Thursday, June 18, 2009

Social Media Overload

So in an effort to make sure I'm keeping my talks relevant, current and otherwise engaging, I attended a panel at Clark University's Graduate Center right off route 9 in Framingham this morning. Oddly enough I knew two of the four speakers on the panel from other lives: Eric Guerin's sister and I were grade school buddies and Jeff Cutler and I worked together at TimeTo.com a short lived, money incinerating dotcom. Mike Langford and Cappy Popp were two strangers to me - but I knew of them in the Twitterverse.

The panel was great and highly consistent with the information I share when I give my social media talks. They had a business audience and thought they were great about giving the small business owners candid, actionable information. Cappy talked extensively about LinkedIn tools for the audience and he cleared up a few details that were foggy for me. Cappy won some major points with me when he warned the audience about LinkedIn LIONs (Linked In Open Networkers) who were essentially contact collectors. Nothing frustrates me more than the feigned relevance of people who are LIONs on LinkedIn. Their predatory use of their personal collections names as equity is just a clear abuse of LinkedIn as a social media tool. In the email world, these people are called Spammers.

I felt the panel lead the room and gave some great intelligence on the pros and cons of rolling social media into their small business marketing activities. The one thing that frustrates me to no end with these panels is that they are lumping social media into one blob of a topic and are not considering that to really educate people, lumping the "Big 3" (Facebook, LinkedIn and Twitter) into one talk are in essence, useless! (Please note, I'm NOT blaming the panel, I'm blaming the people organizing the panels!) You are not giving your audiences enough time to absorb enough information about one of these tools so that they can go back to work and take meaningful actions towards getting their businesses effectively active in any of the tools. People that are booking these panels and talks are missing out on the big help they are trying to deliver...which is getting social media knowledge into the hands of the people who can bring these tools to their companies and help them build effective communities!

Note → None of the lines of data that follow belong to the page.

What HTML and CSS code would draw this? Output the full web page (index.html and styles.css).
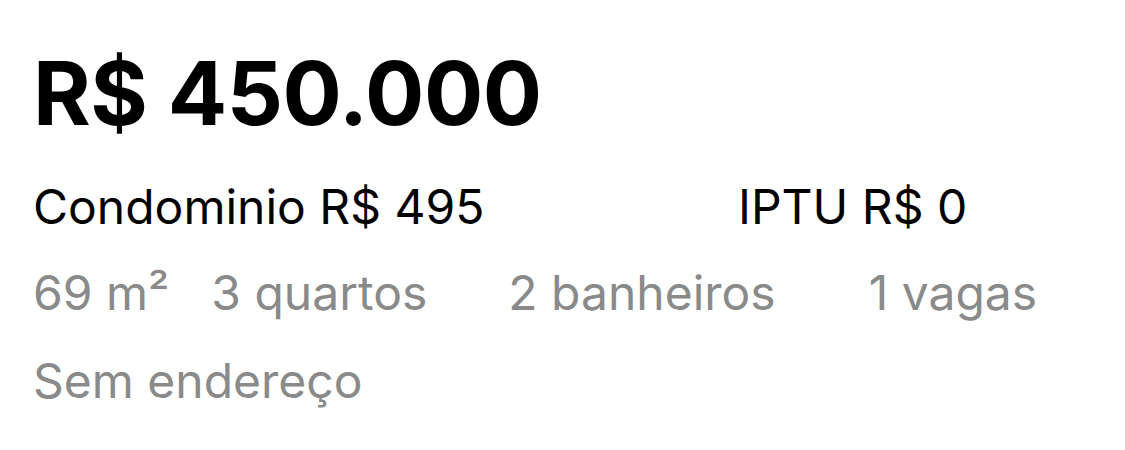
FILE: index.html
```html
<!DOCTYPE html>
<html lang="pt-BR">
<head>
<meta charset="utf-8">
<link rel="stylesheet" href="styles.css">
</head>
<body>
<main class="card">
  <div class="price">R$ 450.000</div>
  <div class="fees">
    <span class="fee fee-condo">Condominio R$ 495</span>
    <span class="fee">IPTU R$ 0</span>
  </div>
  <div class="specs">
    <span class="spec spec-area">69 m²</span>
    <span class="spec spec-rooms">3 quartos</span>
    <span class="spec spec-baths">2 banheiros</span>
    <span class="spec">1 vagas</span>
  </div>
  <div class="address">Sem endereço</div>
</main>
</body>
</html>
```

FILE: styles.css
```css
html, body {
  margin: 0;
  padding: 0;
  background: #ffffff;
}
body {
  font-family: Inter, "Noto Sans", "Liberation Sans", sans-serif;
  width: 1125px;
  height: 450px;
  overflow: hidden;
}
.card {
  padding: 43px 0 0 33px;
  display: flex;
  flex-direction: column;
}
.price {
  font-size: 88px;
  font-weight: 700;
  line-height: 100px;
  color: #000;
  letter-spacing: -0.5px;
}
.fees {
  margin-top: 36px;
  display: flex;
  font-size: 48px;
  line-height: 56px;
  color: #000;
}
.fee-condo {
  width: 705px;
}
.specs {
  margin-top: 30px;
  display: flex;
  font-size: 48px;
  line-height: 56px;
  color: #8a8a8a;
}
.spec-area { margin-right: 42px; }
.spec-rooms { margin-right: 81px; }
.spec-baths { margin-right: 93px; }
.address {
  margin-top: 32px;
  font-size: 48px;
  line-height: 56px;
  color: #8a8a8a;
}
```
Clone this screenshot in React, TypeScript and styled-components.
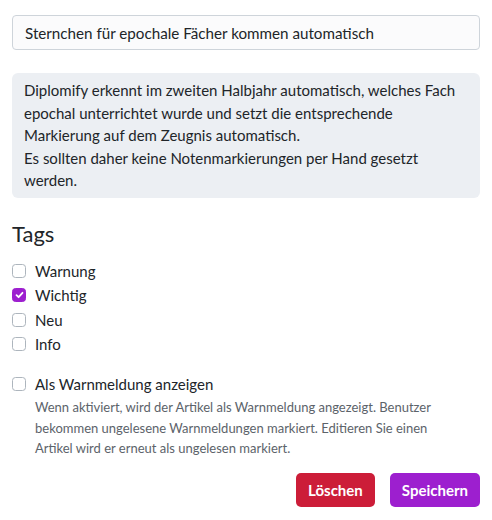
import React from "react";
import styled, {createGlobalStyle} from "styled-components";

const GlobalStyle = createGlobalStyle`
  body {
    margin: 0;
    background: #ffffff;
    font-family: Lato, "Noto Sans", sans-serif;
    color: #212529;
  }
`

const Page = styled.div`
  display: flex;
  flex-direction: column;
  padding: 15px 12px 13px 12px;
`

const TitleInput = styled.input`
  height: 35px;
  box-sizing: border-box;
  padding: 0 12px;
  border: 1px solid #ced4da;
  border-radius: 4px;
  background: #fbfbfc;
  font-family: inherit;
  font-size: 15.2px;
  color: #212529;
  outline: none;
`

const Info = styled.div`
  margin-top: 23px;
  padding: 6px 12px 6px 12px;
  background: #eceff3;
  border-radius: 6px;
  font-size: 15px;
  line-height: 22.5px;
`

const Heading = styled.h4`
  margin: 22px 0 11px 0;
  font-size: 22px;
  font-weight: 400;
  line-height: 28px;
`

const CheckList = styled.div`
  display: flex;
  flex-direction: column;
`

const CheckRow = styled.label<{ $gap?: number }>`
  display: flex;
  align-items: center;
  column-gap: 9px;
  height: 24.5px;
  font-size: 15px;
  margin-top: ${p => p.$gap ?? 0}px;
`

const Box = styled.span<{ $checked?: boolean }>`
  display: flex;
  align-items: center;
  justify-content: center;
  width: 14px;
  height: 14px;
  box-sizing: border-box;
  border-radius: 3.5px;
  border: 1px solid ${p => (p.$checked ? "#9d1fcf" : "#adb5bd")};
  background: ${p => (p.$checked ? "#9d1fcf" : "#ffffff")};
`

const Hint = styled.div`
  max-width: 420px;
  margin: 1px 0 0 23px;
  font-size: 13px;
  line-height: 20.5px;
  color: #5c636a;
`

const Actions = styled.div`
  display: flex;
  justify-content: flex-end;
  column-gap: 15px;
  margin-top: 14px;
`

const Button = styled.button<{ $color: string }>`
  height: 34px;
  padding: 0 12px;
  border: none;
  border-radius: 5px;
  background: ${p => p.$color};
  color: #ffffff;
  font-family: inherit;
  font-size: 15px;
  font-weight: 700;
  cursor: pointer;
`

const Check = () => (
    <svg width="9" height="8" viewBox="0 0 9 8">
        <path d="M1.5 4.2 L3.6 6.2 L7.5 1.8" stroke="#fff" strokeWidth="1.8" fill="none"
              strokeLinecap="round" strokeLinejoin="round"/>
    </svg>
)

const tags = [
    {label: "Warnung", checked: false},
    {label: "Wichtig", checked: true},
    {label: "Neu", checked: false},
    {label: "Info", checked: false},
]

export default function App() {
    return (
        <>
            <GlobalStyle/>
            <Page>
                <TitleInput type="text" defaultValue="Sternchen für epochale Fächer kommen automatisch"/>
                <Info>
                    Diplomify erkennt im zweiten Halbjahr automatisch, welches Fach epochal unterrichtet wurde und
                    setzt die entsprechende Markierung auf dem Zeugnis automatisch.
                    <br/>
                    Es sollten daher keine Notenmarkierungen per Hand gesetzt werden.
                </Info>
                <Heading>Tags</Heading>
                <CheckList>
                    {tags.map(t => (
                        <CheckRow key={t.label}>
                            <Box $checked={t.checked}>{t.checked && <Check/>}</Box>
                            {t.label}
                        </CheckRow>
                    ))}
                    <CheckRow $gap={15}>
                        <Box/>
                        Als Warnmeldung anzeigen
                    </CheckRow>
                </CheckList>
                <Hint>
                    Wenn aktiviert, wird der Artikel als Warnmeldung angezeigt. Benutzer bekommen ungelesene
                    Warnmeldungen markiert. Editieren Sie einen Artikel wird er erneut als ungelesen markiert.
                </Hint>
                <Actions>
                    <Button $color="#cc1d38">Löschen</Button>
                    <Button $color="#9d1fcf">Speichern</Button>
                </Actions>
            </Page>
        </>
    )
}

That being said, the panel did a great job helping the people in the room understand the effectiveness of social media is realized through the PEOPLE running the programs. They, in other terms, explained that push marketing would damage their social marketing efforts and the way to have a great community was to go where their audiences "lived" on social media and pull them in with offering meaningful content. I got it, but I'm worried that the room did not. I heard someone talking to Eric and Jeff after the talk and they still were stuck on building a mass community on LinkedIn. I can say it was a primary focus for this guy - the panel specifically answered his questions, but he didn't really have the time to absorb what they were saying.